Lines holding the string "component" are the ones to copy from this listing.

* DATA TO PROCESS *
(begin)

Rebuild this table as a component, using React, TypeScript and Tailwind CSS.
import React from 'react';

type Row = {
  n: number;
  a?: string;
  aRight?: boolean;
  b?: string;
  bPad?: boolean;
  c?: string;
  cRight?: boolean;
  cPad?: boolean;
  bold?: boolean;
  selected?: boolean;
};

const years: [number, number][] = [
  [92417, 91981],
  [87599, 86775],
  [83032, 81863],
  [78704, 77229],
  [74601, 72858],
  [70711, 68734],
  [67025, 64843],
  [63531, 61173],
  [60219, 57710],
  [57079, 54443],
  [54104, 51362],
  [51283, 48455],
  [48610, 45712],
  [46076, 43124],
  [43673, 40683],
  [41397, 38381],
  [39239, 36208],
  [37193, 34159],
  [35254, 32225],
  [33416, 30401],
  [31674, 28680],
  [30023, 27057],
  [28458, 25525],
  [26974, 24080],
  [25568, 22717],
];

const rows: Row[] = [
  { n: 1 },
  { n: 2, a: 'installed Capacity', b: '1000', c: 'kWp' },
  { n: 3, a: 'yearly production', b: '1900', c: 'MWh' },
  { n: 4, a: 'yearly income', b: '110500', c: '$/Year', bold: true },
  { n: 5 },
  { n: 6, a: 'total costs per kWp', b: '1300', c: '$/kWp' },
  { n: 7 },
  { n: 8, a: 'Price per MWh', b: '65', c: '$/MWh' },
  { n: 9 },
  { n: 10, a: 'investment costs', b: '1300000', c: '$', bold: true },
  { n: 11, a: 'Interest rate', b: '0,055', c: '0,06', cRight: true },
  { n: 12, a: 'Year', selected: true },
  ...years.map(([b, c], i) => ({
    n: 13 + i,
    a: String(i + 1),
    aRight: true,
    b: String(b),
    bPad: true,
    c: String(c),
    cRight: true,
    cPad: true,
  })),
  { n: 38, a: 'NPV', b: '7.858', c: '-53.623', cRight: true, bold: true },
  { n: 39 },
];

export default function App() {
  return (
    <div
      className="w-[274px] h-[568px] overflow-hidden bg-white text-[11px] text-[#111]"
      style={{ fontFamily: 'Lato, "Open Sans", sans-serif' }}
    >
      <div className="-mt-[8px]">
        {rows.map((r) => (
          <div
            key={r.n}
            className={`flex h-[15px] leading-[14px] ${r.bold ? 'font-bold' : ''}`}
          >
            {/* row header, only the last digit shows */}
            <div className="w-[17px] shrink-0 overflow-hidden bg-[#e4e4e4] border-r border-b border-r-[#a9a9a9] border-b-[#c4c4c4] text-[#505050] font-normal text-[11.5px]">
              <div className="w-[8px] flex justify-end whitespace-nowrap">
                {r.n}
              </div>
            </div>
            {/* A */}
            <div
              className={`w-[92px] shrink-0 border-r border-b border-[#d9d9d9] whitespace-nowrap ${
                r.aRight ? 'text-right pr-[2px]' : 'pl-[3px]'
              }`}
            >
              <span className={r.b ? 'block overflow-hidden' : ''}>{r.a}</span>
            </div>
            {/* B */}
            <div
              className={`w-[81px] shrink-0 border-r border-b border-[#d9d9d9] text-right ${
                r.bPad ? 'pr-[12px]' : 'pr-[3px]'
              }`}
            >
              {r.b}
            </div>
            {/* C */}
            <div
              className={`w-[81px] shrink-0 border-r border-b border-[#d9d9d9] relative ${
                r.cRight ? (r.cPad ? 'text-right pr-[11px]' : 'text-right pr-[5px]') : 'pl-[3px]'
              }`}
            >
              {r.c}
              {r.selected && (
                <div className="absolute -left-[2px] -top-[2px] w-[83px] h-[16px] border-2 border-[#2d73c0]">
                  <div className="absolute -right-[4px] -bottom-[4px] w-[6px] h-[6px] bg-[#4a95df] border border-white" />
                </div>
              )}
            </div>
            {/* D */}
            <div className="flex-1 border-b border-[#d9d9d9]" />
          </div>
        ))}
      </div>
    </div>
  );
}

(end)
(begin)

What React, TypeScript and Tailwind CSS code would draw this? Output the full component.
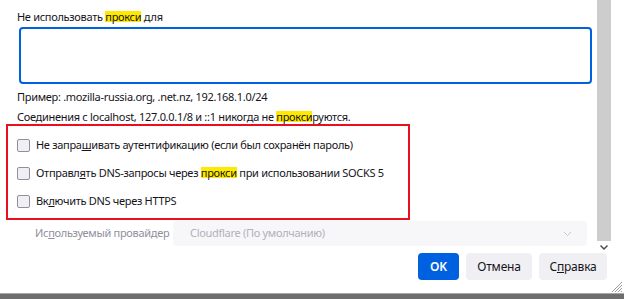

(end)

* CORRECT OUTPUT *
Rebuild this table as a component, using React, TypeScript and Tailwind CSS.
What React, TypeScript and Tailwind CSS code would draw this? Output the full component.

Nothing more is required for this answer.